* Start *
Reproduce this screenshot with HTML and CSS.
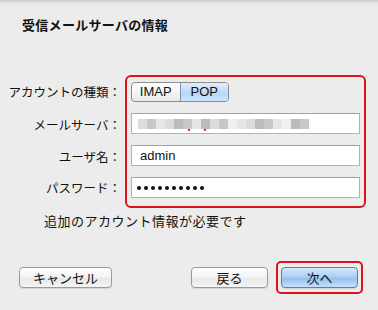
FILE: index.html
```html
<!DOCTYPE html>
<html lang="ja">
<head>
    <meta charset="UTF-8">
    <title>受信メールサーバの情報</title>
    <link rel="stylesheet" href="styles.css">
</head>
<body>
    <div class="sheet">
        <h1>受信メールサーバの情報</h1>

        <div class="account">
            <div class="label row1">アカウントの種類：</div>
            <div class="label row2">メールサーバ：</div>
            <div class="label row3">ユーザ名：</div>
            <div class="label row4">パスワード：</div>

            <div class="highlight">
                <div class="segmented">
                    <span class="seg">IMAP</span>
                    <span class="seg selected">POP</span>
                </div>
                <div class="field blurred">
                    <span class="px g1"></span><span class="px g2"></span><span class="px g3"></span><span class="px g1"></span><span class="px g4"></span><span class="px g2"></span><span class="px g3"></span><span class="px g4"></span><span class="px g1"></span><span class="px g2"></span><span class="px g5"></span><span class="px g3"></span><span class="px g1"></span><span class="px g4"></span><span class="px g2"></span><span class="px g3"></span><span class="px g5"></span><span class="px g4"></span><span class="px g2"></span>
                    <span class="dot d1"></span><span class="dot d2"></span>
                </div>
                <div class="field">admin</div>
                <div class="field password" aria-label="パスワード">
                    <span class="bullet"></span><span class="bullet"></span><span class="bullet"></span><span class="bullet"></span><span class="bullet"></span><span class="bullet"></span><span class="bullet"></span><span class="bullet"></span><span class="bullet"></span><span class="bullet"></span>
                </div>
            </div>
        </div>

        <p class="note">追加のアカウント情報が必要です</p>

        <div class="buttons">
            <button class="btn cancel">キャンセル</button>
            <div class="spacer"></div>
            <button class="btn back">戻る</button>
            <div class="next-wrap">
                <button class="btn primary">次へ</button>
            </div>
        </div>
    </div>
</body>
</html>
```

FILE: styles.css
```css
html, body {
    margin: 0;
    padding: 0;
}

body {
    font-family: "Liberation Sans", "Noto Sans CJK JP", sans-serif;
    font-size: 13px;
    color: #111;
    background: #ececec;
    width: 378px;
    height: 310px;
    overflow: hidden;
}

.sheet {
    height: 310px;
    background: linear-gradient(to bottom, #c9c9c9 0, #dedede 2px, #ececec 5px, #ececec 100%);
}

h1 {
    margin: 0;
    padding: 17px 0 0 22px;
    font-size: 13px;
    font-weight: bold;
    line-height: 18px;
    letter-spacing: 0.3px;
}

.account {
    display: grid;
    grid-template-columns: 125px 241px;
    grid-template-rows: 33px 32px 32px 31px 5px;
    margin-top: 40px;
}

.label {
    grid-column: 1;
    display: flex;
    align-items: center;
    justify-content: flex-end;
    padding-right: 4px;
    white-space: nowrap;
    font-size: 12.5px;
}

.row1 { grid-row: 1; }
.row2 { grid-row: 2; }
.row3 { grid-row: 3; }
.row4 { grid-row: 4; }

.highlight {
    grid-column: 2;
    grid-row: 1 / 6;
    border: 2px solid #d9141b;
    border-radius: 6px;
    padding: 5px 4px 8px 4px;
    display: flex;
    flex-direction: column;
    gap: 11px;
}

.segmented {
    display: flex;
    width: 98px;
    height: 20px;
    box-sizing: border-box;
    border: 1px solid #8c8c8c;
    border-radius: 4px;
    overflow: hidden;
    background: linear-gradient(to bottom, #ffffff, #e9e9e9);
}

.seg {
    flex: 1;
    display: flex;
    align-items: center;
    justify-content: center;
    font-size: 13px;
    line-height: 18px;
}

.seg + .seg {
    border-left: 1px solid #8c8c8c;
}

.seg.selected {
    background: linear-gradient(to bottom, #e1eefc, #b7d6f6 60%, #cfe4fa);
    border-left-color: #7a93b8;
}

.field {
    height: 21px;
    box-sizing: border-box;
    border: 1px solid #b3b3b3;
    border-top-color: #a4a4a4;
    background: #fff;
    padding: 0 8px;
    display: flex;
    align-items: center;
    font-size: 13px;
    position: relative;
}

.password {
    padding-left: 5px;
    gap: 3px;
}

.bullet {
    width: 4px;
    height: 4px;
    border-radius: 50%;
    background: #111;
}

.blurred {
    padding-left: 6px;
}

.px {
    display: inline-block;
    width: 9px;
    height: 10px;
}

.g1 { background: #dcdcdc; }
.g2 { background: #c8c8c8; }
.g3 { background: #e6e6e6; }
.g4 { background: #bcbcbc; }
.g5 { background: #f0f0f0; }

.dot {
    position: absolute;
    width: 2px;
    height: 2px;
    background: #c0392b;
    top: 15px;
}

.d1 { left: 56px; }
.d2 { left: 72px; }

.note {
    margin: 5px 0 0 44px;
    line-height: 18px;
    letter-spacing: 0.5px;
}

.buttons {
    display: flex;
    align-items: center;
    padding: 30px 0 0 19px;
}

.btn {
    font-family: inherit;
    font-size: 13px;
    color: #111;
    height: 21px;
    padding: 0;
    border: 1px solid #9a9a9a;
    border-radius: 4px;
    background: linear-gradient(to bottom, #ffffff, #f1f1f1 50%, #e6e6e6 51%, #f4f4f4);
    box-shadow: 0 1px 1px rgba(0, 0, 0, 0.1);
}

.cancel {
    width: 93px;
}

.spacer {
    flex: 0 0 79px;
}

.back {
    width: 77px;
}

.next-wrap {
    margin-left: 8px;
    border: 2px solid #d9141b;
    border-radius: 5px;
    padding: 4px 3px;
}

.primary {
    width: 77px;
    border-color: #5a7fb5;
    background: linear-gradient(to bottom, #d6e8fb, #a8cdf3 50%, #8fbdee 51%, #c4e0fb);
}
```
* End *
## Task directions
Pictures in the data above should not be copied; transcribe everything else exactly.

## Complete output
Reproduce this screenshot with HTML and CSS.
FILE: index.html
```html
<!DOCTYPE html>
<html lang="ja">
<head>
    <meta charset="UTF-8">
    <title>受信メールサーバの情報</title>
    <link rel="stylesheet" href="styles.css">
</head>
<body>
    <div class="sheet">
        <h1>受信メールサーバの情報</h1>

        <div class="account">
            <div class="label row1">アカウントの種類：</div>
            <div class="label row2">メールサーバ：</div>
            <div class="label row3">ユーザ名：</div>
            <div class="label row4">パスワード：</div>

            <div class="highlight">
                <div class="segmented">
                    <span class="seg">IMAP</span>
                    <span class="seg selected">POP</span>
                </div>
                <div class="field blurred">
                    <span class="px g1"></span><span class="px g2"></span><span class="px g3"></span><span class="px g1"></span><span class="px g4"></span><span class="px g2"></span><span class="px g3"></span><span class="px g4"></span><span class="px g1"></span><span class="px g2"></span><span class="px g5"></span><span class="px g3"></span><span class="px g1"></span><span class="px g4"></span><span class="px g2"></span><span class="px g3"></span><span class="px g5"></span><span class="px g4"></span><span class="px g2"></span>
                    <span class="dot d1"></span><span class="dot d2"></span>
                </div>
                <div class="field">admin</div>
                <div class="field password" aria-label="パスワード">
                    <span class="bullet"></span><span class="bullet"></span><span class="bullet"></span><span class="bullet"></span><span class="bullet"></span><span class="bullet"></span><span class="bullet"></span><span class="bullet"></span><span class="bullet"></span><span class="bullet"></span>
                </div>
            </div>
        </div>

        <p class="note">追加のアカウント情報が必要です</p>

        <div class="buttons">
            <button class="btn cancel">キャンセル</button>
            <div class="spacer"></div>
            <button class="btn back">戻る</button>
            <div class="next-wrap">
                <button class="btn primary">次へ</button>
            </div>
        </div>
    </div>
</body>
</html>
```

FILE: styles.css
```css
html, body {
    margin: 0;
    padding: 0;
}

body {
    font-family: "Liberation Sans", "Noto Sans CJK JP", sans-serif;
    font-size: 13px;
    color: #111;
    background: #ececec;
    width: 378px;
    height: 310px;
    overflow: hidden;
}

.sheet {
    height: 310px;
    background: linear-gradient(to bottom, #c9c9c9 0, #dedede 2px, #ececec 5px, #ececec 100%);
}

h1 {
    margin: 0;
    padding: 17px 0 0 22px;
    font-size: 13px;
    font-weight: bold;
    line-height: 18px;
    letter-spacing: 0.3px;
}

.account {
    display: grid;
    grid-template-columns: 125px 241px;
    grid-template-rows: 33px 32px 32px 31px 5px;
    margin-top: 40px;
}

.label {
    grid-column: 1;
    display: flex;
    align-items: center;
    justify-content: flex-end;
    padding-right: 4px;
    white-space: nowrap;
    font-size: 12.5px;
}

.row1 { grid-row: 1; }
.row2 { grid-row: 2; }
.row3 { grid-row: 3; }
.row4 { grid-row: 4; }

.highlight {
    grid-column: 2;
    grid-row: 1 / 6;
    border: 2px solid #d9141b;
    border-radius: 6px;
    padding: 5px 4px 8px 4px;
    display: flex;
    flex-direction: column;
    gap: 11px;
}

.segmented {
    display: flex;
    width: 98px;
    height: 20px;
    box-sizing: border-box;
    border: 1px solid #8c8c8c;
    border-radius: 4px;
    overflow: hidden;
    background: linear-gradient(to bottom, #ffffff, #e9e9e9);
}

.seg {
    flex: 1;
    display: flex;
    align-items: center;
    justify-content: center;
    font-size: 13px;
    line-height: 18px;
}

.seg + .seg {
    border-left: 1px solid #8c8c8c;
}

.seg.selected {
    background: linear-gradient(to bottom, #e1eefc, #b7d6f6 60%, #cfe4fa);
    border-left-color: #7a93b8;
}

.field {
    height: 21px;
    box-sizing: border-box;
    border: 1px solid #b3b3b3;
    border-top-color: #a4a4a4;
    background: #fff;
    padding: 0 8px;
    display: flex;
    align-items: center;
    font-size: 13px;
    position: relative;
}

.password {
    padding-left: 5px;
    gap: 3px;
}

.bullet {
    width: 4px;
    height: 4px;
    border-radius: 50%;
    background: #111;
}

.blurred {
    padding-left: 6px;
}

.px {
    display: inline-block;
    width: 9px;
    height: 10px;
}

.g1 { background: #dcdcdc; }
.g2 { background: #c8c8c8; }
.g3 { background: #e6e6e6; }
.g4 { background: #bcbcbc; }
.g5 { background: #f0f0f0; }

.dot {
    position: absolute;
    width: 2px;
    height: 2px;
    background: #c0392b;
    top: 15px;
}

.d1 { left: 56px; }
.d2 { left: 72px; }

.note {
    margin: 5px 0 0 44px;
    line-height: 18px;
    letter-spacing: 0.5px;
}

.buttons {
    display: flex;
    align-items: center;
    padding: 30px 0 0 19px;
}

.btn {
    font-family: inherit;
    font-size: 13px;
    color: #111;
    height: 21px;
    padding: 0;
    border: 1px solid #9a9a9a;
    border-radius: 4px;
    background: linear-gradient(to bottom, #ffffff, #f1f1f1 50%, #e6e6e6 51%, #f4f4f4);
    box-shadow: 0 1px 1px rgba(0, 0, 0, 0.1);
}

.cancel {
    width: 93px;
}

.spacer {
    flex: 0 0 79px;
}

.back {
    width: 77px;
}

.next-wrap {
    margin-left: 8px;
    border: 2px solid #d9141b;
    border-radius: 5px;
    padding: 4px 3px;
}

.primary {
    width: 77px;
    border-color: #5a7fb5;
    background: linear-gradient(to bottom, #d6e8fb, #a8cdf3 50%, #8fbdee 51%, #c4e0fb);
}
```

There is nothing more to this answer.